LUMEN – Anche tra gli immigrati, ovviamente, c’è un po’ di tutto.
SARTORI
– Certamente. Nel caso migliore, questa immigrazione proviene da Paesi
che sanno gestire piccoli negozi, piccoli traffici nei vari bazar, e
cioè i mercati caratteristici del Medio
Oriente, dove si vendono chincaglierie di ogni genere, ma che non hanno
mai sviluppato una società industriale.
LUMEN – Quindi, in Europa i più bravi possono ricreare il negozio tipico dei bazar.
SARTORI
- Certamente, ma sono comunque pochi. Alla maggioranza degli immigrati
il paese ospitante può solo offrire un lavoro sottocosto, che li lascia
emarginati in squallide periferie di
miseria, caratterizzate da disoccupazione e da risentimento contro i
Paesi ospitanti.
LUMEN – Con grossi problemi sociali.
SARTORI
– Grossissimi. Il risultato complessivo, infatti, non è l’integrazione,
ma semmai lo sfascio e l’aumento della delinquenza.
LUMEN – Qualche esempio da citare ?
SARTORI
– L’Inghilterra e la Francia sono oggi i Paesi europei più invasi, per
così dire, da questi “disintegrati”, sempre più ribelli e violenti.
L’Inghilterra per via del Commonwealth, la
Francia per cercare di salvare (assurdamente) la sua colonizzazione. La
Francia, oggi con un presidente socialista, si limita a fronteggiare le
sommosse. L’Inghilterra che, in materia, ha le mani più libere, chiede
ora di controllare e limitare severamente
l’immigrazione.
LUMEN - E noi ?
SARTORI - Noi siamo, con lo scombinato governo Letta e la pressione della “sinistra” su Renzi, quelli messi peggio di tutti.

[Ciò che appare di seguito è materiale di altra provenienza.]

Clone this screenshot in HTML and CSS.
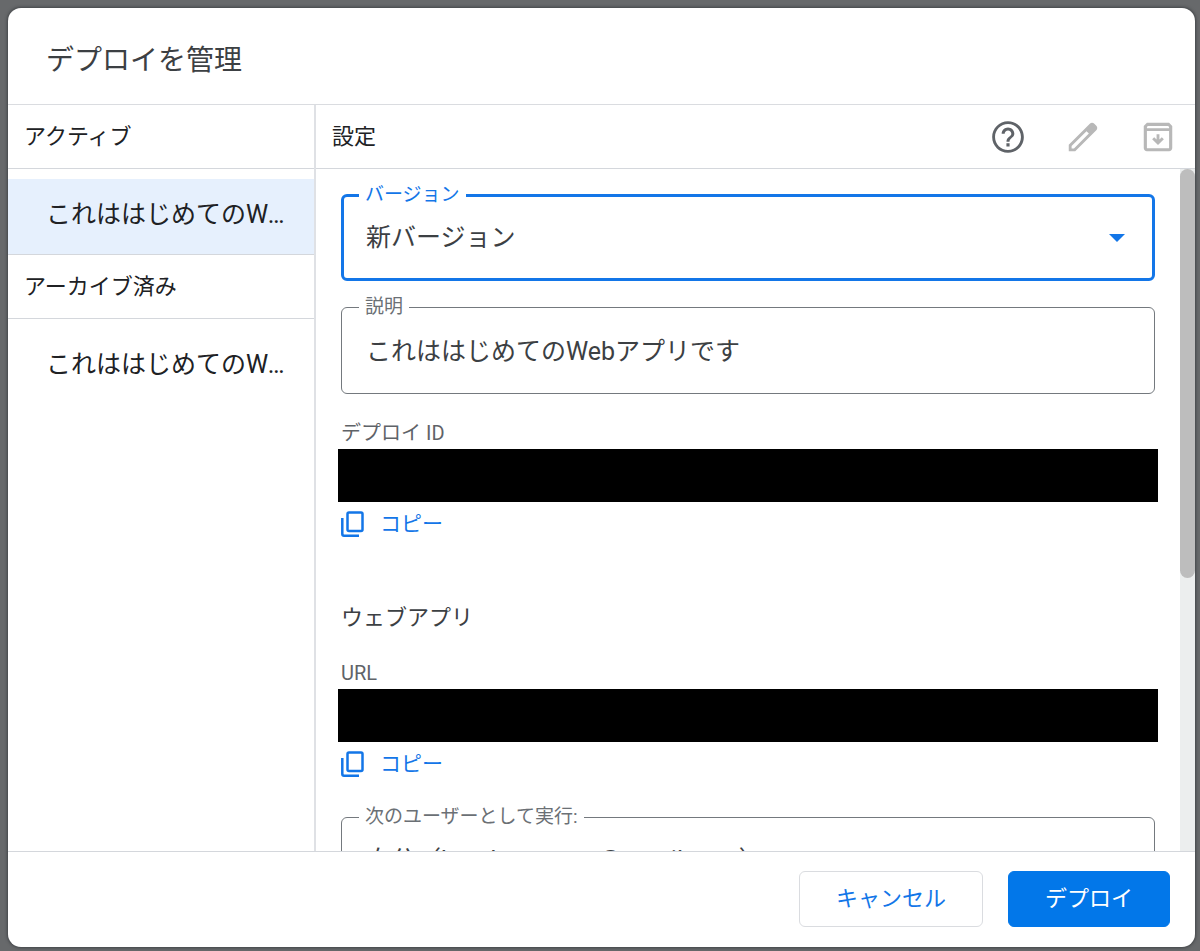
FILE: index.html
```html
<!DOCTYPE html>
<html lang="ja">
<head>
<meta charset="utf-8">
<title>デプロイを管理</title>
<link rel="stylesheet" href="styles.css">
</head>
<body>
<main class="dialog" role="dialog" aria-labelledby="dialog-title">
  <header class="dialog-header"><h1 class="dialog-title" id="dialog-title">デプロイを管理</h1></header>
  <div class="dialog-body">
    <nav class="sidebar">
      <h2 class="bar">アクティブ</h2>
      <div class="group"><button class="item item-selected" type="button"><span class="item-text">これははじめてのWebアプリです</span></button></div>
      <h2 class="bar bar-lower">アーカイブ済み</h2>
      <div class="group"><button class="item" type="button"><span class="item-text">これははじめてのWebアプリです</span></button></div>
    </nav>
    <section class="settings">
      <div class="bar settings-bar">
        <h2 class="settings-title">設定</h2>
        <div class="actions">
          <button class="icon-button" type="button" aria-label="ヘルプ">
            <svg class="icon-large" viewBox="0 0 24 24"><path d="M11 18h2v-2h-2v2zm1-16C6.480 2 2 6.480 2 12s4.480 10 10 10 10-4.480 10-10S17.520 2 12 2zm0 18.200c-4.520 0-8.200-3.680-8.200-8.200S7.480 3.800 12 3.800s8.200 3.680 8.200 8.200-3.680 8.200-8.200 8.200zM12 6c-2.210 0-4 1.790-4 4h1.900c0-1.100.95-2.100 2.100-2.100s2.100 1 2.100 2.100c0 2-3.050 1.850-3.050 5h1.900c0-2.250 3.050-2.500 3.050-5 0-2.210-1.790-4-4-4z"/></svg>
          </button>
          <button class="icon-button" type="button" aria-label="編集" disabled>
            <svg class="icon-large" viewBox="0 0 24 24"><path d="M20.400 4.850 19.150 3.600c-.8-.8-2.050-.8-2.850 0L3 16.900V21h4.100L20.400 7.700c.8-.8.8-2.050 0-2.850zM6.300 19.200H4.800v-1.500L14.200 8.300l1.500 1.500-9.400 9.400z"/></svg>
          </button>
          <button class="icon-button" type="button" aria-label="アーカイブ" disabled>
            <svg class="icon-large" viewBox="0 0 24 24"><path fill-rule="evenodd" d="M5 3h14l2 2v14c0 1.100-.9 2-2 2H5c-1.100 0-2-.9-2-2V5zM5 8.200v10.900h14V8.200zM5.500 5l-.5.900v.500h14v-.500l-.5-.9zM11.100 10.300h1.800v3.300l1.500-1.500 1.300 1.300L12 17l-3.700-3.600 1.300-1.300 1.500 1.500z"/></svg>
          </button>
        </div>
      </div>
      <div class="viewport">
        <form class="form" id="deploy-form">
          <fieldset class="field field-focused">
            <legend class="legend"><label for="version">バージョン</label></legend>
            <div class="select-row">
              <select class="control" id="version"><option>新バージョン</option></select>
              <svg class="caret" viewBox="0 0 16 8"><path d="M0 0h16L8 8z"/></svg>
            </div>
          </fieldset>
          <fieldset class="field">
            <legend class="legend"><label for="description">説明</label></legend>
            <input class="control" id="description" type="text" value="これははじめてのWebアプリです">
          </fieldset>
          <div class="entry">
            <span class="caption">デプロイ ID</span>
            <div class="redacted"></div>
            <button class="copy" type="button">
              <svg class="icon-copy" viewBox="0 0 24 26"><rect x="6.500" y="1.500" width="15" height="18.500" rx="1.500"/><path d="M1.300 7v16a1.700 1.700 0 0 0 1.700 1.700H18"/></svg>
              <span>コピー</span>
            </button>
          </div>
          <h3 class="section-title">ウェブアプリ</h3>
          <div class="entry">
            <span class="caption">URL</span>
            <div class="redacted"></div>
            <button class="copy" type="button">
              <svg class="icon-copy" viewBox="0 0 24 26"><rect x="6.500" y="1.500" width="15" height="18.500" rx="1.500"/><path d="M1.300 7v16a1.700 1.700 0 0 0 1.700 1.700H18"/></svg>
              <span>コピー</span>
            </button>
          </div>
          <fieldset class="field field-last">
            <legend class="legend"><label for="run-as">次のユーザーとして実行:</label></legend>
            <div class="select-row">
              <select class="control" id="run-as"><option>自分（haruka.azuma@gmail.com）</option></select>
            </div>
          </fieldset>
        </form>
        <div class="track"><div class="thumb"></div></div>
      </div>
    </section>
  </div>
  <footer class="dialog-footer">
    <button class="button" type="button">キャンセル</button>
    <button class="button button-primary" type="submit" form="deploy-form">デプロイ</button>
  </footer>
</main>
</body>
</html>
```
FILE: styles.css
```css
* { box-sizing: border-box; }

body {
  display: flex;
  height: 100vh;
  margin: 0;
  padding: 8px 5px 4px 8px;
  background: #67696b;
  color: #3c4043;
  font-family: Roboto, "Noto Sans CJK JP", sans-serif;
  font-size: 22px;
  line-height: 32px;
}

button, input, select { font: inherit; color: inherit; }
button { padding: 0; border: 0; background: none; cursor: pointer; }
h1, h2, h3 { margin: 0; font-weight: 400; }

.dialog {
  display: flex;
  flex: 1;
  flex-direction: column;
  min-width: 0;
  overflow: hidden;
  border-radius: 13px;
  background: #fff;
  box-shadow: 0 0 3px 1px #424548;
}

.dialog-header {
  padding: 37px 38px 27px;
  border-bottom: 1px solid #dadce0;
}
.dialog-title { font-size: 28px; line-height: 32px; }

.dialog-body { display: flex; flex: 1; min-height: 0; }

.sidebar {
  flex: none;
  width: 308px;
  border-right: 2px solid #dfe1e5;
  color: #202124;
}
.bar {
  height: 64px;
  padding: 16px 16px 15px;
  border-bottom: 1px solid #d4d7dc;
  font-size: 22px;
  line-height: 32px;
}
.bar-lower { border-top: 1px solid #d4d7dc; height: 65px; }
.group { padding-top: 10px; }
.item {
  display: block;
  width: 100%;
  height: 75px;
  padding: 0 28px 3px 38px;
  text-align: left;
  font-size: 25px;
}
.item-selected { background: #e6f0fd; }
.item-text {
  display: block;
  overflow: hidden;
  text-overflow: ellipsis;
  white-space: nowrap;
}

.settings { display: flex; flex: 1; flex-direction: column; min-width: 0; }
.settings-bar {
  display: flex;
  align-items: center;
  justify-content: space-between;
  padding: 0 18px 0 16px;
  color: #202124;
}
.settings-title { font-size: 22px; }
.actions { display: flex; gap: 37px; }
.icon-button { display: flex; color: #5f6368; }
.icon-button:disabled { color: #b8b8b8; }
.icon-large { width: 38px; height: 38px; fill: currentColor; }

.viewport { display: flex; flex: 1; min-height: 0; overflow: hidden; }
.form {
  flex: 1;
  min-width: 0;
  padding: 16px 25px 0;
}
.field {
  height: 97px;
  min-width: 0;
  margin: 0 0 16px;
  padding: 0 24px 0 17px;
  border: 1px solid #74797e;
  border-radius: 6px;
}
.field-focused {
  height: 96px;
  border: 3px solid #1376e8;
  padding: 0 27px 0 15px;
}
.legend {
  padding: 0 6px;
  color: #6b7075;
  font-size: 19px;
  line-height: 20px;
}
.field-focused .legend { color: #1376e8; }
.control {
  display: block;
  width: 100%;
  height: 48px;
  margin-top: 8px;
  padding: 0 7px;
  border: 0;
  outline: 0;
  appearance: none;
  background: none;
  font-size: 25px;
}
.select-row {
  display: flex;
  align-items: center;
  padding-top: 9px;
}
.select-row .control { margin-top: 0; }
.field-last .select-row { padding-top: 10px; }
.caret { flex: none; width: 16px; height: 8px; fill: #1376e8; }

.caption {
  display: block;
  color: #5f6368;
  font-size: 20px;
  line-height: 32px;
}
.redacted { height: 53px; margin: 0 -3px; background: #000; }
.entry { padding-top: 7px; }
.copy {
  display: flex;
  align-items: center;
  gap: 15px;
  height: 44px;
  color: #1376e8;
  font-size: 21px;
}
.icon-copy {
  width: 24px;
  height: 26px;
  fill: none;
  stroke: currentColor;
  stroke-width: 2.5;
}
.section-title { margin-top: 56px; font-size: 22px; }
.section-title + .entry { margin-top: 16px; }
.field-last { margin-top: 21px; }

.track { flex: none; width: 15px; background: #eceeee; }
.thumb { height: 60%; border-radius: 8px; background: #bdbdbd; }

.dialog-footer {
  display: flex;
  justify-content: flex-end;
  gap: 25px;
  padding: 19px 25px 20px;
  border-top: 1px solid #d4d7dc;
}
.button {
  height: 56px;
  padding: 0 36px;
  border: 1px solid #dadce0;
  border-radius: 6px;
  color: #1376e8;
}
.button-primary {
  border-color: #0277e9;
  background: #0277e9;
  color: #fff;
}
```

LUMEN – Poveri noi. Qualche dato ?
SARTORI
– Non c’è che l’imbarazzo della scelta. Il nostro debito pubblico
supera il 130% del nostro PIL. La disoccupazione dei giovani tra 15 e 24
anni sorpassa il 40%. La durata media del
processo civile è di 564 giorni per il primo grado (contro una media
europea di 240 giorni) e di quasi 8 anni per i 3 gradi di giudizio
(contro poco più di 2 anni).
LUMEN - E si potrebbe continuare.
SARTORI – Si potrebbe, ma preferisco finirla qui, per carità di patria.
LUMEN – Grazie professore. E speriamo che, prima o poi, qualcuno vi ascolti.